#### [Problem details]
Reproduce the full listing below unchanged, apart from the pictures.

#### [Information provided]
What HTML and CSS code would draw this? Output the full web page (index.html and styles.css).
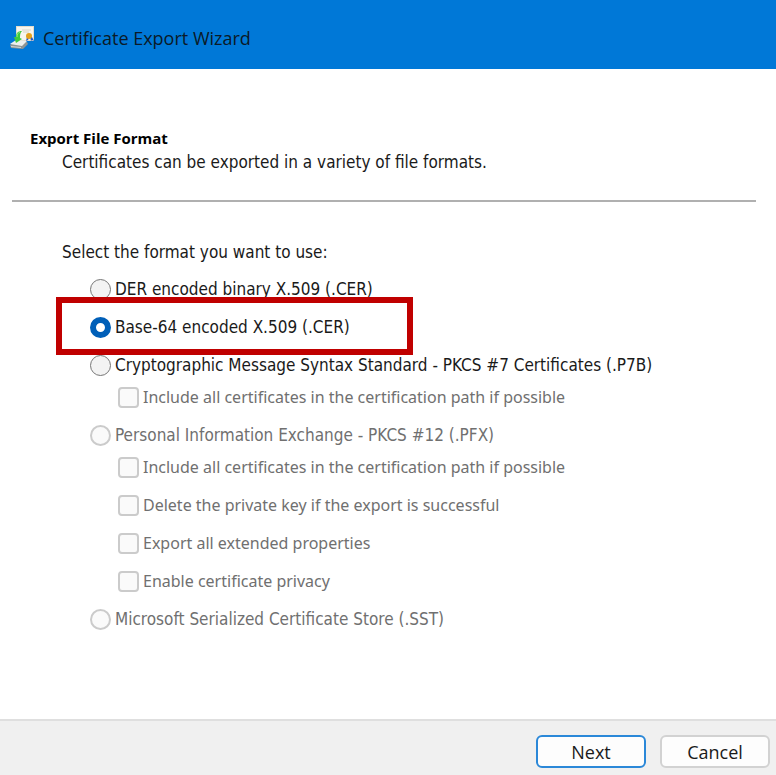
FILE: index.html
```html
<!DOCTYPE html>
<html lang="en">
<head>
<meta charset="utf-8">
<meta name="viewport" content="width=device-width, initial-scale=1">
<title>Certificate Export Wizard</title>
<link rel="stylesheet" href="styles.css">
</head>
<body>
<header class="titlebar">
  <svg class="titlebar-icon" viewBox="0 0 26 26" aria-hidden="true">
    <path d="M7 1h18v15H7z" fill="#e3dccb"/>
    <path d="M8 2h16v13H8z" fill="#f7f5ee"/>
    <path d="M13 5h9M14 7h6" stroke="#d8d4c8"/>
    <path d="M18 12l-1 4 2-1 1-2zM21 12l1 4 1-1 2 1-2-4z" fill="#2459c4"/>
    <circle cx="20" cy="11" r="3" fill="#e4a11c"/>
    <path d="M1 20l6-4 11 1 1 2-5 5-12-1z" fill="#8e9494"/>
    <path d="M1 19l6-4 11 1-5 5z" fill="#eef0ee"/>
    <path d="M2 21l10 1v1L2 22z" fill="#d3d7d5"/>
    <path d="M13 6c-4 0-6 2-6 6H5l2 6 6-4-2-1c0-3 0-5 2-7z" fill="#3fc93f"/>
    <path d="M8 12c0-3 1-4 3-5" stroke="#92ec80" fill="none"/>
  </svg>
  <h1 class="titlebar-text">Certificate Export Wizard</h1>
</header>

<main class="page">
  <section class="intro">
    <h2 class="intro-title">Export File Format</h2>
    <p class="intro-text">Certificates can be exported in a variety of file formats.</p>
  </section>

  <form class="formats" id="formats">
    <p class="formats-label" id="formats-label">Select the format you want to use:</p>
    <div class="options" role="radiogroup" aria-labelledby="formats-label">
      <label class="option"><input class="radio" type="radio" name="format"><span>DER encoded binary X.509 (.CER)</span></label>
      <label class="option highlighted"><input class="radio" type="radio" name="format" checked><span>Base-64 encoded X.509 (.CER)</span></label>
      <div class="group">
        <label class="option"><input class="radio" type="radio" name="format"><span>Cryptographic Message Syntax Standard - PKCS #7 Certificates (.P7B)</span></label>
        <div class="suboptions">
          <label class="option disabled"><input class="check" type="checkbox" disabled><span>Include all certificates in the certification path if possible</span></label>
        </div>
      </div>
      <div class="group">
        <label class="option disabled"><input class="radio" type="radio" name="format" disabled><span>Personal Information Exchange - PKCS #12 (.PFX)</span></label>
        <div class="suboptions">
          <label class="option disabled"><input class="check" type="checkbox" disabled><span>Include all certificates in the certification path if possible</span></label>
          <label class="option disabled"><input class="check" type="checkbox" disabled><span>Delete the private key if the export is successful</span></label>
          <label class="option disabled"><input class="check" type="checkbox" disabled><span>Export all extended properties</span></label>
          <label class="option disabled"><input class="check" type="checkbox" disabled><span>Enable certificate privacy</span></label>
        </div>
      </div>
      <label class="option disabled"><input class="radio" type="radio" name="format" disabled><span>Microsoft Serialized Certificate Store (.SST)</span></label>
    </div>
  </form>
</main>

<footer class="actions">
  <button class="button primary" type="submit" form="formats">Next</button>
  <button class="button" type="button">Cancel</button>
</footer>
</body>
</html>
```
FILE: styles.css
```css
*,
*::after {
  box-sizing: border-box;
}

body {
  margin: 0;
  min-height: 100vh;
  display: flex;
  flex-direction: column;
  background: #fff;
  color: #1a1a1a;
  font-family: "DejaVu Sans Condensed", Tahoma, sans-serif;
  font-size: 17px;
  line-height: 24px;
}

h1,
h2,
p {
  margin: 0;
}

.titlebar {
  display: flex;
  align-items: center;
  gap: 8px;
  padding: 24px 9px 17px;
  background: #0078d7;
  color: #0b1a28;
  font-family: "Open Sans", "Segoe UI", sans-serif;
}

.titlebar-icon {
  width: 26px;
  height: 26px;
}

.titlebar-text {
  font-size: 18px;
  font-weight: 400;
  line-height: 28px;
}

.page {
  flex: 1;
  padding: 57px 20px 0 12px;
}

.intro {
  padding: 0 18px 26px;
  border-bottom: 2px solid #b0b0b0;
}

.intro-title {
  color: #000;
  font-family: "Open Sans", Tahoma, sans-serif;
  font-size: 15px;
  font-weight: 700;
}

.intro-text {
  padding-left: 32px;
}

.formats {
  padding: 38px 0 24px 50px;
}

.options {
  display: flex;
  flex-direction: column;
  gap: 12px;
  padding: 12px 0 0 28px;
}

.group {
  display: flex;
  flex-direction: column;
  gap: 6px;
}

.suboptions {
  display: flex;
  flex-direction: column;
  gap: 12px;
  padding-left: 28px;
  font-family: "Noto Sans", Tahoma, sans-serif;
  font-size: 16px;
}

.option {
  display: flex;
  align-items: center;
  gap: 4px;
  min-height: 26px;
  white-space: nowrap;
}

.disabled {
  color: #707070;
}

.highlighted {
  position: relative;
}

.highlighted::after {
  content: "";
  position: absolute;
  top: -17px;
  left: -34px;
  width: 357px;
  height: 58px;
  border: 6px solid #c00000;
  pointer-events: none;
}

.radio,
.check {
  appearance: none;
  flex: none;
  width: 21px;
  height: 21px;
  margin: 0;
  border: 1px solid #767676;
  background: #f3f3f3;
}

.radio {
  border-radius: 50%;
}

.radio:checked {
  border: 6px solid #005fb8;
  background: #fff;
}

.check {
  border-width: 2px;
  border-radius: 4px;
}

.radio:disabled,
.check:disabled {
  border-color: #cbcbcb;
  background: #fafafa;
}

.radio:disabled {
  border-width: 2px;
}

.actions {
  display: flex;
  justify-content: flex-end;
  gap: 14px;
  padding: 14px 6px 7px;
  border-top: 2px solid #dfdfdf;
  background: #f0f0f0;
}

.button {
  width: 110px;
  height: 33px;
  padding: 0;
  border: 2px solid #d2d2d2;
  border-radius: 6px;
  background: #fdfdfd;
  color: #1a1a1a;
  font-family: "Open Sans", "Segoe UI", sans-serif;
  font-size: 18px;
  line-height: 28px;
}

.primary {
  border-color: #2b88d8;
}
```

#### [Final result]
What HTML and CSS code would draw this? Output the full web page (index.html and styles.css).
FILE: index.html
```html
<!DOCTYPE html>
<html lang="en">
<head>
<meta charset="utf-8">
<meta name="viewport" content="width=device-width, initial-scale=1">
<title>Certificate Export Wizard</title>
<link rel="stylesheet" href="styles.css">
</head>
<body>
<header class="titlebar">
  <svg class="titlebar-icon" viewBox="0 0 26 26" aria-hidden="true">
    <path d="M7 1h18v15H7z" fill="#e3dccb"/>
    <path d="M8 2h16v13H8z" fill="#f7f5ee"/>
    <path d="M13 5h9M14 7h6" stroke="#d8d4c8"/>
    <path d="M18 12l-1 4 2-1 1-2zM21 12l1 4 1-1 2 1-2-4z" fill="#2459c4"/>
    <circle cx="20" cy="11" r="3" fill="#e4a11c"/>
    <path d="M1 20l6-4 11 1 1 2-5 5-12-1z" fill="#8e9494"/>
    <path d="M1 19l6-4 11 1-5 5z" fill="#eef0ee"/>
    <path d="M2 21l10 1v1L2 22z" fill="#d3d7d5"/>
    <path d="M13 6c-4 0-6 2-6 6H5l2 6 6-4-2-1c0-3 0-5 2-7z" fill="#3fc93f"/>
    <path d="M8 12c0-3 1-4 3-5" stroke="#92ec80" fill="none"/>
  </svg>
  <h1 class="titlebar-text">Certificate Export Wizard</h1>
</header>

<main class="page">
  <section class="intro">
    <h2 class="intro-title">Export File Format</h2>
    <p class="intro-text">Certificates can be exported in a variety of file formats.</p>
  </section>

  <form class="formats" id="formats">
    <p class="formats-label" id="formats-label">Select the format you want to use:</p>
    <div class="options" role="radiogroup" aria-labelledby="formats-label">
      <label class="option"><input class="radio" type="radio" name="format"><span>DER encoded binary X.509 (.CER)</span></label>
      <label class="option highlighted"><input class="radio" type="radio" name="format" checked><span>Base-64 encoded X.509 (.CER)</span></label>
      <div class="group">
        <label class="option"><input class="radio" type="radio" name="format"><span>Cryptographic Message Syntax Standard - PKCS #7 Certificates (.P7B)</span></label>
        <div class="suboptions">
          <label class="option disabled"><input class="check" type="checkbox" disabled><span>Include all certificates in the certification path if possible</span></label>
        </div>
      </div>
      <div class="group">
        <label class="option disabled"><input class="radio" type="radio" name="format" disabled><span>Personal Information Exchange - PKCS #12 (.PFX)</span></label>
        <div class="suboptions">
          <label class="option disabled"><input class="check" type="checkbox" disabled><span>Include all certificates in the certification path if possible</span></label>
          <label class="option disabled"><input class="check" type="checkbox" disabled><span>Delete the private key if the export is successful</span></label>
          <label class="option disabled"><input class="check" type="checkbox" disabled><span>Export all extended properties</span></label>
          <label class="option disabled"><input class="check" type="checkbox" disabled><span>Enable certificate privacy</span></label>
        </div>
      </div>
      <label class="option disabled"><input class="radio" type="radio" name="format" disabled><span>Microsoft Serialized Certificate Store (.SST)</span></label>
    </div>
  </form>
</main>

<footer class="actions">
  <button class="button primary" type="submit" form="formats">Next</button>
  <button class="button" type="button">Cancel</button>
</footer>
</body>
</html>
```
FILE: styles.css
```css
*,
*::after {
  box-sizing: border-box;
}

body {
  margin: 0;
  min-height: 100vh;
  display: flex;
  flex-direction: column;
  background: #fff;
  color: #1a1a1a;
  font-family: "DejaVu Sans Condensed", Tahoma, sans-serif;
  font-size: 17px;
  line-height: 24px;
}

h1,
h2,
p {
  margin: 0;
}

.titlebar {
  display: flex;
  align-items: center;
  gap: 8px;
  padding: 24px 9px 17px;
  background: #0078d7;
  color: #0b1a28;
  font-family: "Open Sans", "Segoe UI", sans-serif;
}

.titlebar-icon {
  width: 26px;
  height: 26px;
}

.titlebar-text {
  font-size: 18px;
  font-weight: 400;
  line-height: 28px;
}

.page {
  flex: 1;
  padding: 57px 20px 0 12px;
}

.intro {
  padding: 0 18px 26px;
  border-bottom: 2px solid #b0b0b0;
}

.intro-title {
  color: #000;
  font-family: "Open Sans", Tahoma, sans-serif;
  font-size: 15px;
  font-weight: 700;
}

.intro-text {
  padding-left: 32px;
}

.formats {
  padding: 38px 0 24px 50px;
}

.options {
  display: flex;
  flex-direction: column;
  gap: 12px;
  padding: 12px 0 0 28px;
}

.group {
  display: flex;
  flex-direction: column;
  gap: 6px;
}

.suboptions {
  display: flex;
  flex-direction: column;
  gap: 12px;
  padding-left: 28px;
  font-family: "Noto Sans", Tahoma, sans-serif;
  font-size: 16px;
}

.option {
  display: flex;
  align-items: center;
  gap: 4px;
  min-height: 26px;
  white-space: nowrap;
}

.disabled {
  color: #707070;
}

.highlighted {
  position: relative;
}

.highlighted::after {
  content: "";
  position: absolute;
  top: -17px;
  left: -34px;
  width: 357px;
  height: 58px;
  border: 6px solid #c00000;
  pointer-events: none;
}

.radio,
.check {
  appearance: none;
  flex: none;
  width: 21px;
  height: 21px;
  margin: 0;
  border: 1px solid #767676;
  background: #f3f3f3;
}

.radio {
  border-radius: 50%;
}

.radio:checked {
  border: 6px solid #005fb8;
  background: #fff;
}

.check {
  border-width: 2px;
  border-radius: 4px;
}

.radio:disabled,
.check:disabled {
  border-color: #cbcbcb;
  background: #fafafa;
}

.radio:disabled {
  border-width: 2px;
}

.actions {
  display: flex;
  justify-content: flex-end;
  gap: 14px;
  padding: 14px 6px 7px;
  border-top: 2px solid #dfdfdf;
  background: #f0f0f0;
}

.button {
  width: 110px;
  height: 33px;
  padding: 0;
  border: 2px solid #d2d2d2;
  border-radius: 6px;
  background: #fdfdfd;
  color: #1a1a1a;
  font-family: "Open Sans", "Segoe UI", sans-serif;
  font-size: 18px;
  line-height: 28px;
}

.primary {
  border-color: #2b88d8;
}
```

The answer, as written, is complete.